I don't know what is motivating Antinori and Zavos to do this now. I think they're fringe characters. The sad thing is they're likely to set back the use of reproductive cloning by a decade. I hope that someone will be able to stop them from trying to do this. They're fooling some desperate people who are in deep need for some reason or other, and it's terrible for these two to be taking advantage of these couples. By most accounts Antinori has the requisite skills for trying to do this idiot thing, but he should not. Maybe he's just an old man trying to make what he thinks is history.

This has been in the news lately because there's a full-court press from members of the neo-conservative right and neo-Luddite left to get all forms of cloning banned. It's not a safety issue for them, it's a philosophical issue. They're opposed to anything that will make it possible to use this technology to basically improve or cure genetic diseases in embryos. Next step after that would be to improve a child's immune system, or to improve their intelligence level or whatever, and they don't want to go down that path. They think this is where we should draw the line to stop the eugenic future.
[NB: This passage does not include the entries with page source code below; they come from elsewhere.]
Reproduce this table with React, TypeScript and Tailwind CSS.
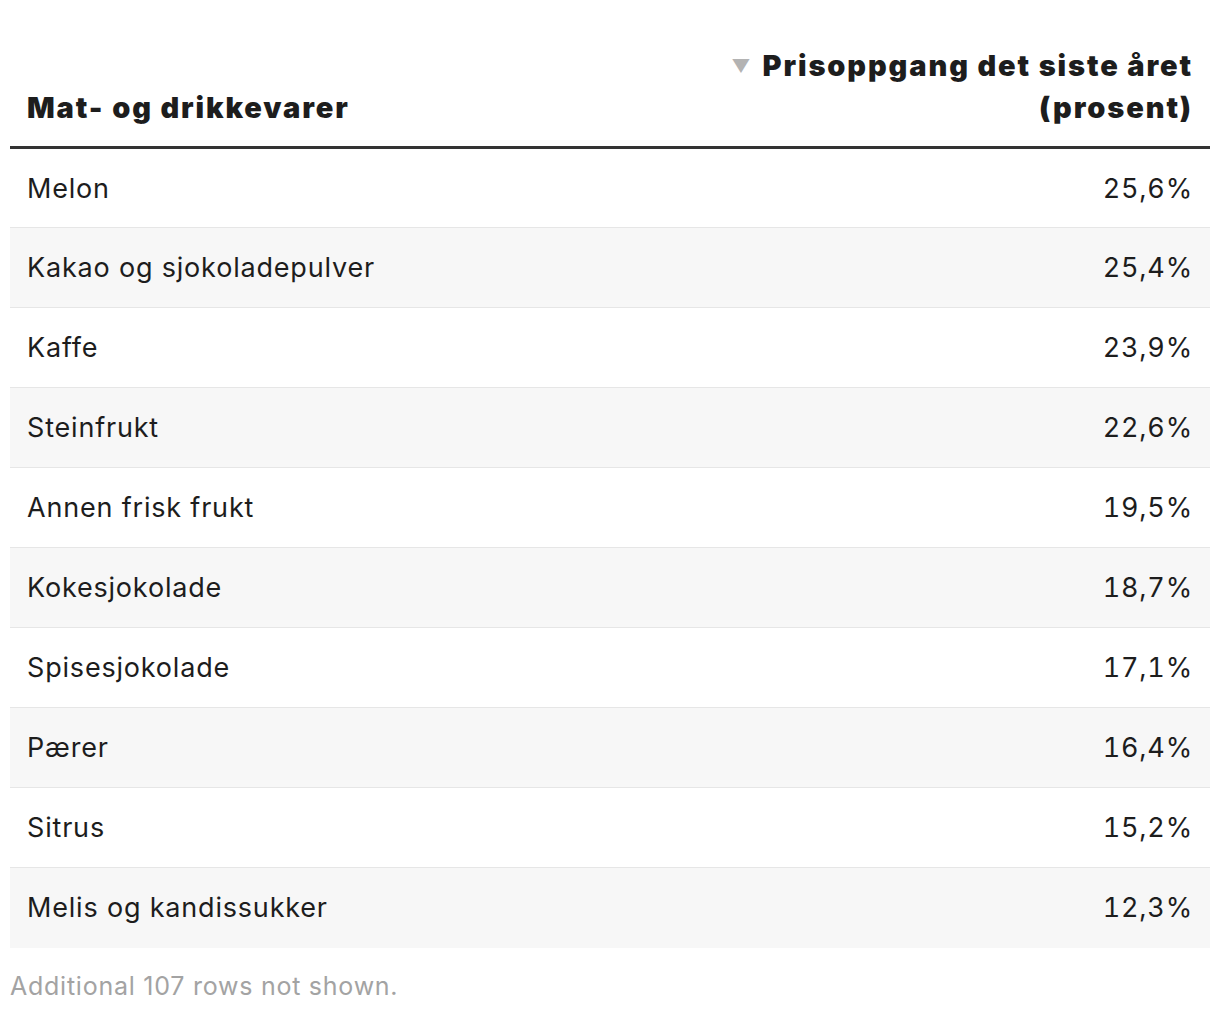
const rows: [string, string][] = [
  ["Melon", "25,6%"],
  ["Kakao og sjokoladepulver", "25,4%"],
  ["Kaffe", "23,9%"],
  ["Steinfrukt", "22,6%"],
  ["Annen frisk frukt", "19,5%"],
  ["Kokesjokolade", "18,7%"],
  ["Spisesjokolade", "17,1%"],
  ["Pærer", "16,4%"],
  ["Sitrus", "15,2%"],
  ["Melis og kandissukker", "12,3%"],
];

export default function App() {
  return (
    <div
      className="bg-white px-[10px] pt-[45px] text-[#1d1d1d]"
      style={{ fontFamily: "Inter, Roboto, 'Liberation Sans', sans-serif" }}
    >
      <table className="w-full border-collapse">
        <thead>
          <tr className="border-b-[3px] border-[#333333]">
            <th className="px-[17px] pb-[17px] text-left align-bottom text-[29px] font-black leading-[42px] tracking-[0.065em]">
              Mat- og drikkevarer
            </th>
            <th className="px-[17px] pb-[17px] text-right align-bottom text-[29px] font-black leading-[42px] tracking-[0.065em]">
              <span className="mr-[12px] inline-block align-[4px] text-[18px] tracking-normal text-[#b3b3b3]">▼</span>
              Prisoppgang det siste året
              <br />
              (prosent)
            </th>
          </tr>
        </thead>
        <tbody>
          {rows.map(([name, value], i) => (
            <tr
              key={name}
              className={`h-[80px] ${i % 2 === 1 ? "bg-[#f7f7f7]" : "bg-white"} ${
                i < rows.length - 1 ? "border-b border-[#e6e6e6]" : ""
              }`}
            >
              <td className="px-[17px] text-[27px] leading-none tracking-[0.03em]">{name}</td>
              <td className="px-[17px] text-right text-[27px] leading-none tracking-[0.03em] tabular-nums">{value}</td>
            </tr>
          ))}
        </tbody>
      </table>
      <div className="pt-[20px] text-[25px] tracking-[0.03em] text-[#a3a3a3]">Additional 107 rows not shown.</div>
    </div>
  );
}
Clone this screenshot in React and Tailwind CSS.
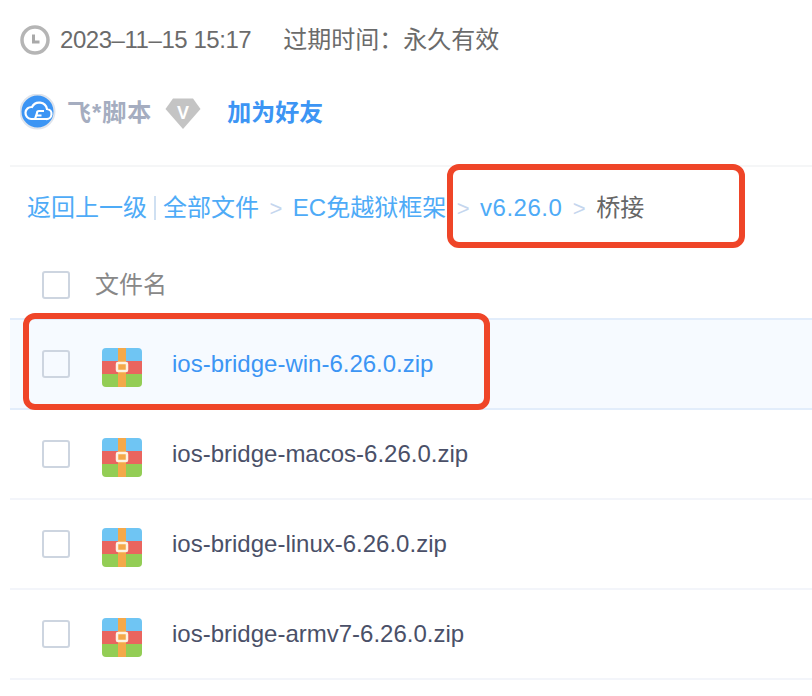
import React from 'react';

const files = [
    'ios-bridge-win-6.26.0.zip',
    'ios-bridge-macos-6.26.0.zip',
    'ios-bridge-linux-6.26.0.zip',
    'ios-bridge-armv7-6.26.0.zip',
];

const font = "font-['Liberation_Sans','Noto_Sans_CJK_SC',sans-serif]";

const ZipIcon = () => (
    <svg width="40" height="39" viewBox="0 0 40 39" className="shrink-0">
        <defs>
            <clipPath id="zip-clip">
                <rect x="0" y="0" width="40" height="39" rx="4" />
            </clipPath>
        </defs>
        <g clipPath="url(#zip-clip)">
            <rect x="0" y="0" width="40" height="13" fill="#6fc5f3" />
            <rect x="0" y="13" width="40" height="13" fill="#e9655f" />
            <rect x="0" y="26" width="40" height="13" fill="#93cd55" />
            <rect x="16" y="0" width="8" height="39" fill="#f4a94a" />
        </g>
        <rect x="15" y="15" width="10" height="8" rx="1" fill="#f4a94a" stroke="#fdf3e3" strokeWidth="2.5" />
    </svg>
);

const Checkbox = ({ bg = 'bg-white' }) => (
    <div className={`w-[28px] h-[28px] rounded-[3px] border-2 border-[#cdd5e0] shrink-0 ${bg}`}></div>
);

const Sep = () => <span className="mx-[10.5px] text-[22px] text-[#c5d6ee]">&gt;</span>;

const App = () => {
    return (
        <div className={`relative w-[812px] h-[696px] overflow-hidden bg-white ${font}`}>
            {/* Meta */}
            <div className="h-[167px] ml-[10px] border-b-2 border-[#f5f6f7]">
                <div className="flex items-center h-[80px] pl-[10px] text-[24px] text-[#6b6b6b]">
                    <svg width="30" height="30" viewBox="0 0 30 30" className="shrink-0">
                        <circle cx="15" cy="15" r="13" fill="#fff" stroke="#b5b5b5" strokeWidth="3.5" />
                        <path d="M13.5 9.5 V17 H19.5" fill="none" stroke="#a9a9a9" strokeWidth="3" />
                    </svg>
                    <span className="ml-[10px] tracking-[-0.45px]">2023–11–15 15:17</span>
                    <span className="ml-[32px]">过期时间：永久有效</span>
                </div>
                <div className="flex items-center h-[66px] pl-[10px]">
                    <svg width="36" height="36" viewBox="0 0 36 36" className="shrink-0 mb-[2px]">
                        <circle cx="17.5" cy="17.5" r="17" fill="#3c95f4" stroke="#dfe4ec" strokeWidth="2" />
                        <path d="M11 25 H26 a5 5 0 0 0 1 -10 a8 8 0 0 0 -15 -2 a6 6 0 0 0 -1 12 Z" fill="none" stroke="#fff" strokeWidth="2.2" />
                        <path d="M15 25 L17 19 a2 2 0 0 1 2 -2 H24 M15.5 21.5 H21.5" fill="none" stroke="#fff" strokeWidth="2.2" />
                    </svg>
                    <span className="ml-[11px] text-[24px] font-bold text-[#a5adc0] tracking-[1px]">飞*脚本</span>
                    <svg width="36" height="31" viewBox="0 0 36 31" className="ml-[13px] shrink-0">
                        <path d="M8 0.5 H28 L35.5 11 L18 31 L0.5 11 Z" fill="#c4c4c4" />
                        <text x="18" y="21" textAnchor="middle" fontSize="18" fontWeight="700" fill="#fff">V</text>
                    </svg>
                    <span className="ml-[26px] text-[24px] font-bold text-[#3c95f4]">加为好友</span>
                </div>
            </div>

            {/* Breadcrumb */}
            <div className="flex items-center h-[80px] pt-[2px] pl-[27px] text-[24px] text-[#4eabf7] whitespace-nowrap">
                <span>返回上一级</span>
                <span className="w-[2px] h-[24px] bg-[#cfe0f2] mx-[7px]"></span>
                <span>全部文件</span>
                <Sep />
                <span>EC免越狱框架</span>
                <Sep />
                <span className="tracking-[0.5px]">v6.26.0</span>
                <Sep />
                <span className="text-[#666666]">桥接</span>
            </div>

            {/* Header */}
            <div className="flex items-center h-[73px] pt-[5px] ml-[10px] pl-[32px] border-b-2 border-[#e2edfb]">
                <Checkbox />
                <span className="ml-[25px] text-[24px] text-[#888888]">文件名</span>
            </div>

            {/* File rows */}
            {files.map((name, i) => (
                <div
                    key={name}
                    className={`flex items-center h-[90px] ml-[10px] pl-[32px] border-b-2 ${i === 0 ? 'bg-[#f6faff] border-[#e2edfb]' : 'border-[#f3f5fa]'}`}
                >
                    <Checkbox bg={i === 0 ? 'bg-[#f6faff]' : 'bg-white'} />
                    <div className="ml-[32px] mt-[6px]"><ZipIcon /></div>
                    <span className={`ml-[30px] text-[24px] ${i === 0 ? 'text-[#3c95f4]' : 'text-[#4a5068]'}`}>{name}</span>
                </div>
            ))}

            {/* Annotations */}
            <div className="absolute left-[447px] top-[164px] w-[298px] h-[84px] rounded-[12px] border-[6px] border-[#ef4528]"></div>
            <div className="absolute left-[23px] top-[313px] w-[467px] h-[97px] rounded-[12px] border-[6px] border-[#ef4528]"></div>
        </div>
    );
};

export default App;
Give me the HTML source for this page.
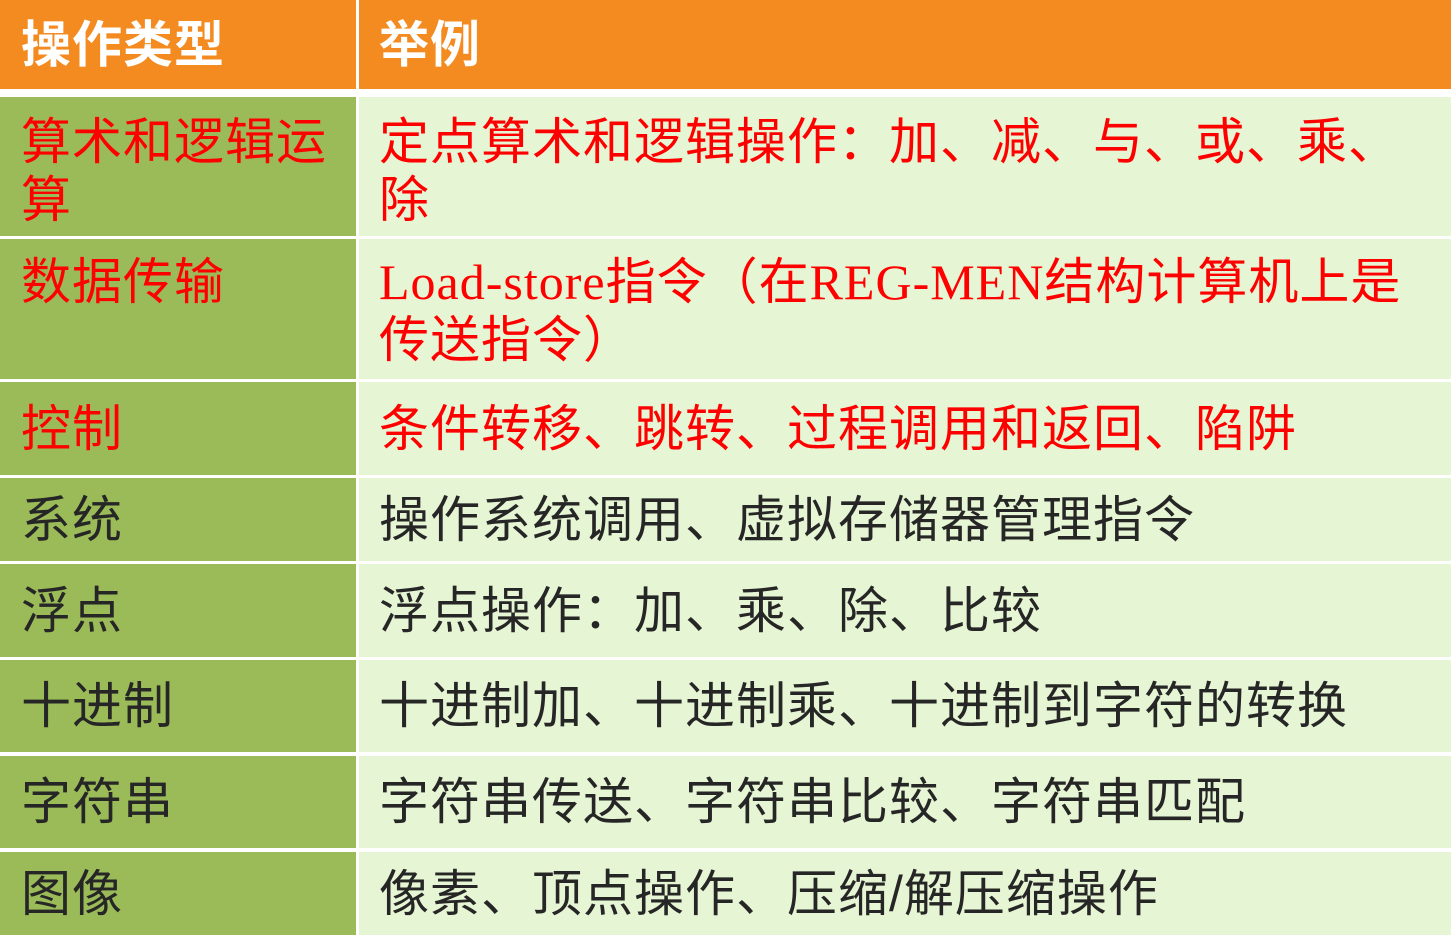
<!DOCTYPE html>
<html><head><meta charset="utf-8"><style>
html,body{margin:0;padding:0;width:1451px;height:940px;background:#fff;overflow:hidden;}
.c{position:absolute;display:flex;align-items:center;box-sizing:border-box;font-family:"Liberation Sans","Noto Sans CJK SC",sans-serif;font-size:50px;letter-spacing:1px;line-height:58px;padding-top:0px;}
.l{left:0;width:356px;background:#9BBB59;padding-left:21px;}
.r{left:359px;width:1092px;background:#E6F5D3;padding-left:20px;padding-right:20px;}
.h{background:#F38B20;color:#fff;font-weight:bold;padding-top:0;}
.red{color:#FF0000;}
.blk{color:#262626;}
.s{font-family:"Liberation Serif","Noto Sans CJK SC",serif;line-height:58px;}
</style></head><body>
<div class="c h" style="left:0;width:356px;top:0;height:89px;padding-left:21px;">操作类型</div>
<div class="c h" style="left:359px;width:1092px;top:0;height:89px;padding-left:20px;">举例</div>

<div class="c l red" style="top:97px;height:139px;padding-top:8px;">算术和逻辑运<br>算</div>
<div class="c r red" style="top:97px;height:139px;padding-top:8px;"><div>定点算术和逻辑操作：加、减、与、或、乘、<br>除</div></div>

<div class="c l red" style="top:239px;height:140px;align-items:flex-start;padding-top:14px;">数据传输</div>
<div class="c r red" style="top:239px;height:140px;padding-top:4px;"><div style="line-height:58px;"><span class="s">Load-store</span>指令（在<span class="s">REG-MEN</span>结构计算机上是<br>传送指令）</div></div>

<div class="c l red" style="top:382px;height:93px;">控制</div>
<div class="c r red" style="top:382px;height:93px;">条件转移、跳转、过程调用和返回、陷阱</div>

<div class="c l blk" style="top:478px;height:83px;">系统</div>
<div class="c r blk" style="top:478px;height:83px;">操作系统调用、虚拟存储器管理指令</div>

<div class="c l blk" style="top:564px;height:93px;">浮点</div>
<div class="c r blk" style="top:564px;height:93px;">浮点操作：加、乘、除、比较</div>

<div class="c l blk" style="top:660px;height:92px;">十进制</div>
<div class="c r blk" style="top:660px;height:92px;">十进制加、十进制乘、十进制到字符的转换</div>

<div class="c l blk" style="top:756px;height:92px;">字符串</div>
<div class="c r blk" style="top:756px;height:92px;">字符串传送、字符串比较、字符串匹配</div>

<div class="c l blk" style="top:852px;height:83px;">图像</div>
<div class="c r blk" style="top:852px;height:83px;">像素、顶点操作、压缩/解压缩操作</div>
</body></html>
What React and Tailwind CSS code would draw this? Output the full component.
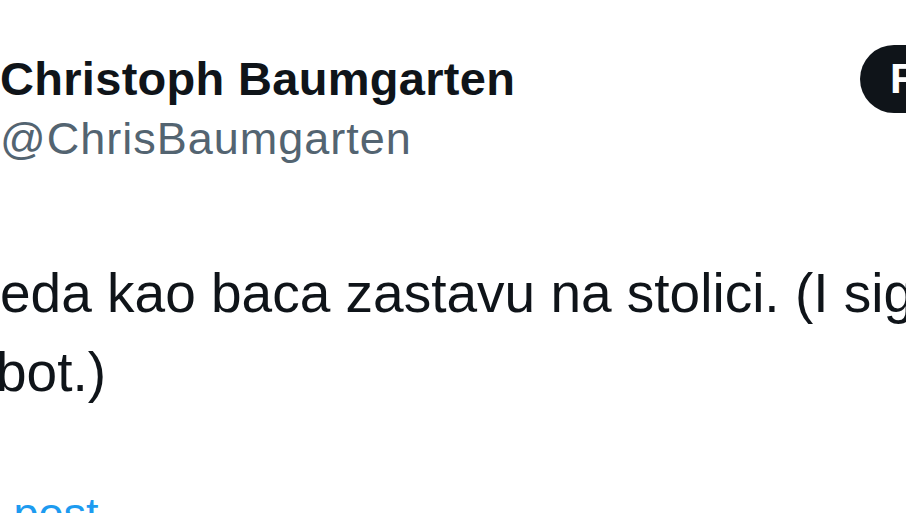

Also, a company called Advance Cell Technology a couple of weeks ago announced they were collecting eggs for the purpose of beginning experiments leaning toward therapeutic cloning. Antinori and Zavos are a sideshow -- if they're the sorts of people who are driving policy, then we're in a lot of trouble. Once it's perfected, it seems to me cloning will be a sparingly used but helpful technique for helping couples conceive. People don't use in vitro fertilization unless they have to for the most part. Having kids the old-fashioned way is a lot more fun and a lot cheaper.

Jefferson McMahan is a professor of philosophy at the University of Illinois and a scholar of beginning- and end-of-life ethics.

To focus on cloning as a treatment for infertility is strategically making the wrong move; it fosters hostility to cloning altogether because there are legitimate concerns about cloning as a treatment of infertility. Infertility is a problem, but there are other solutions.

It's not a problem like a potentially fatal disease; I see the importance of cloning lies elsewhere, with therapeutic cloning, where doctors would produce a cloned embryo of a person who needs certain organs or tissues. In those cases, we're not talking about cloning people. The issues about safety -- where it takes a large number of failures to come up with a successful live birth -- wouldn't arise.

The moral questions that get ignored by everybody in the public debate seem to be the status of human embryos, questions like: When do we begin to exist? Are we in some way identical to these embryos? Are they just the materials that eventually become human beings? And no one seems to have anything intelligent to say about that.

If embryos were people, I wouldn't advocate creating people just to yank their organs out. But they are not. Embryos have almost no moral status at all. Anybody who can't see that there are moral differences between a human being and an embryo is blind.